— Goal —
Leave every picture out and write out the records below exactly.

— Dataset rows —
┄┄┄┄┄┄┄┄┄┄
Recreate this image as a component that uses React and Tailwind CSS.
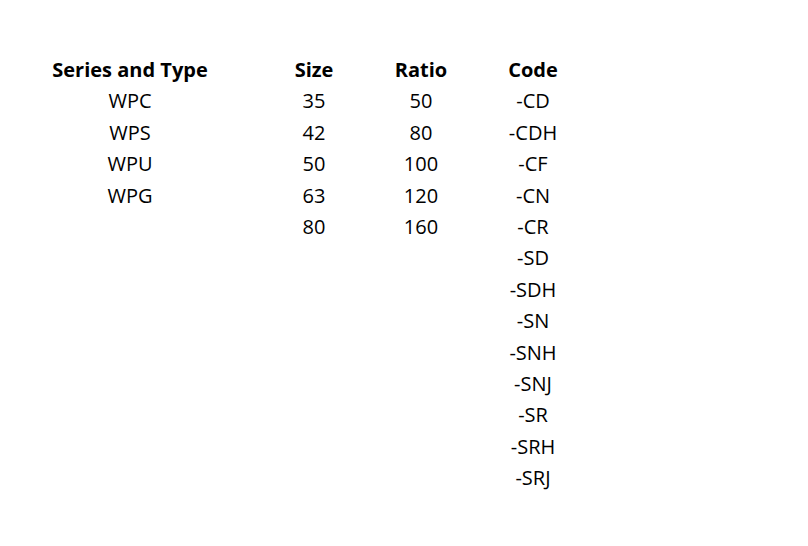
const series = ["WPC", "WPS", "WPU", "WPG"];
const sizes = ["35", "42", "50", "63", "80"];
const ratios = ["50", "80", "100", "120", "160"];
const codes = ["-CD", "-CDH", "-CF", "-CN", "-CR", "-SD", "-SDH", "-SN", "-SNH", "-SNJ", "-SR", "-SRH", "-SRJ"];

const Column = ({ title, items, width }) => (
  <div className={`flex flex-col items-center ${width}`}>
    <div className="font-bold">{title}</div>
    {items.map((item) => (
      <div key={item}>{item}</div>
    ))}
  </div>
);

export default function App() {
  return (
    <div
      className="w-[808px] h-[546px] bg-white text-black text-[20px] leading-[31.4px] pt-[54px] pl-[30px] flex"
      style={{ fontFamily: '"Open Sans", "Noto Sans", sans-serif' }}
    >
      <Column title="Series and Type" items={series} width="w-[200px] mr-[30px]" />
      <Column title="Size" items={sizes} width="w-[108px]" />
      <Column title="Ratio" items={ratios} width="w-[106px]" />
      <Column title="Code" items={codes} width="w-[118px]" />
    </div>
  );
}
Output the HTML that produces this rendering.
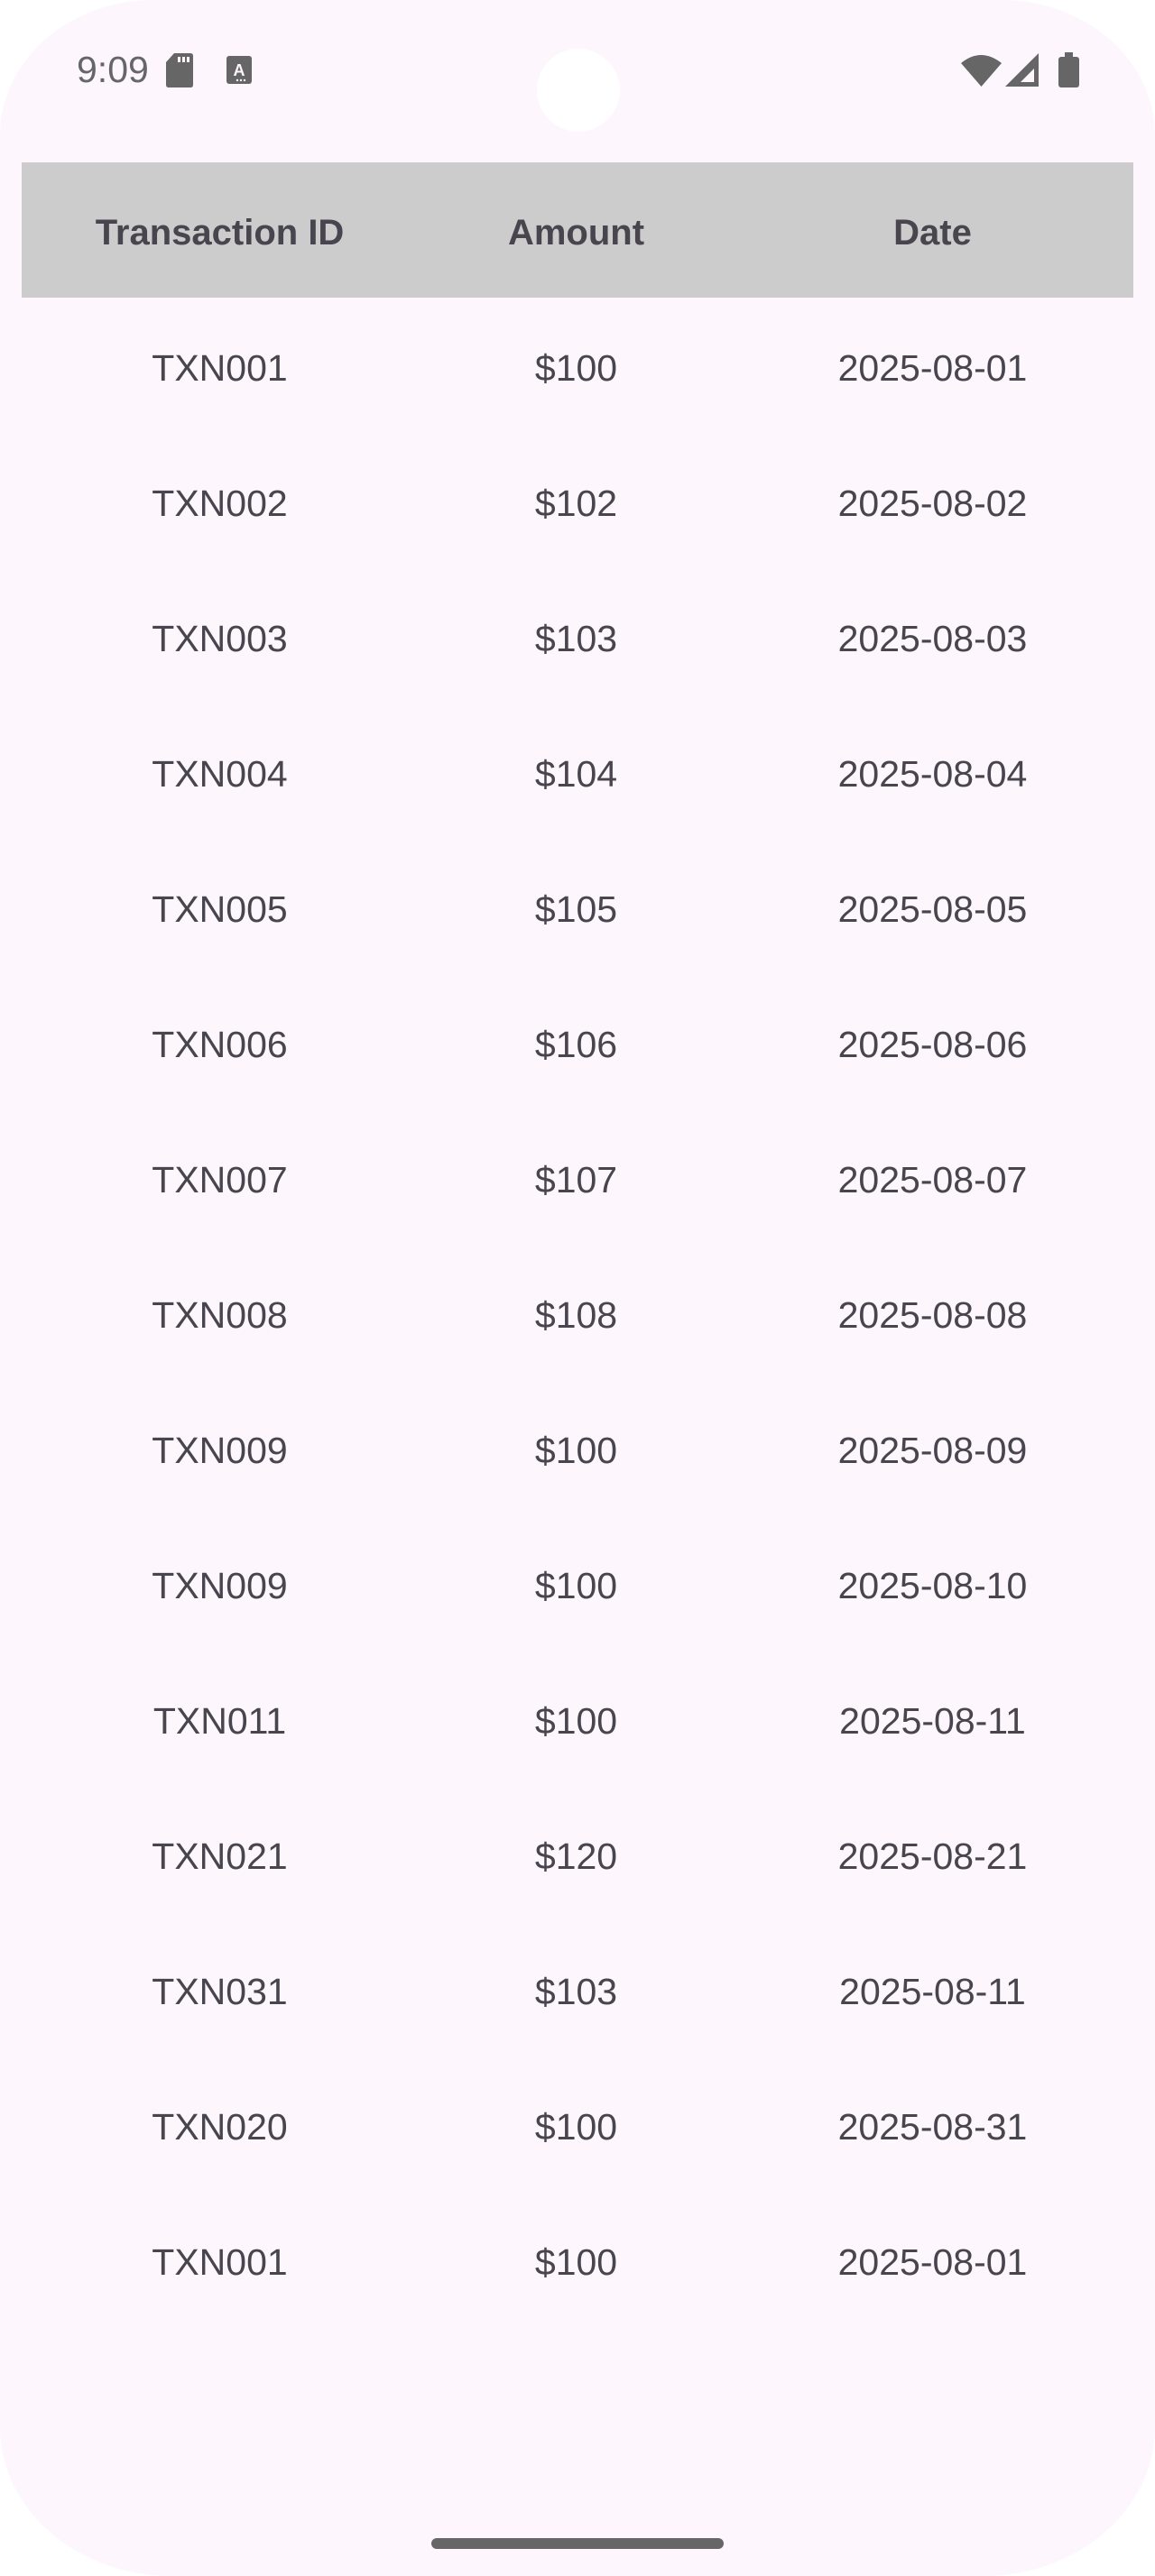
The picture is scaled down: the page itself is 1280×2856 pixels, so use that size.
┄┄┄┄┄┄┄┄┄┄
— Answer for this exercise —
Recreate this image as a component that uses React and Tailwind CSS.
const series = ["WPC", "WPS", "WPU", "WPG"];
const sizes = ["35", "42", "50", "63", "80"];
const ratios = ["50", "80", "100", "120", "160"];
const codes = ["-CD", "-CDH", "-CF", "-CN", "-CR", "-SD", "-SDH", "-SN", "-SNH", "-SNJ", "-SR", "-SRH", "-SRJ"];

const Column = ({ title, items, width }) => (
  <div className={`flex flex-col items-center ${width}`}>
    <div className="font-bold">{title}</div>
    {items.map((item) => (
      <div key={item}>{item}</div>
    ))}
  </div>
);

export default function App() {
  return (
    <div
      className="w-[808px] h-[546px] bg-white text-black text-[20px] leading-[31.4px] pt-[54px] pl-[30px] flex"
      style={{ fontFamily: '"Open Sans", "Noto Sans", sans-serif' }}
    >
      <Column title="Series and Type" items={series} width="w-[200px] mr-[30px]" />
      <Column title="Size" items={sizes} width="w-[108px]" />
      <Column title="Ratio" items={ratios} width="w-[106px]" />
      <Column title="Code" items={codes} width="w-[118px]" />
    </div>
  );
}
Output the HTML that produces this rendering.
The picture is scaled down: the page itself is 1280×2856 pixels, so use that size.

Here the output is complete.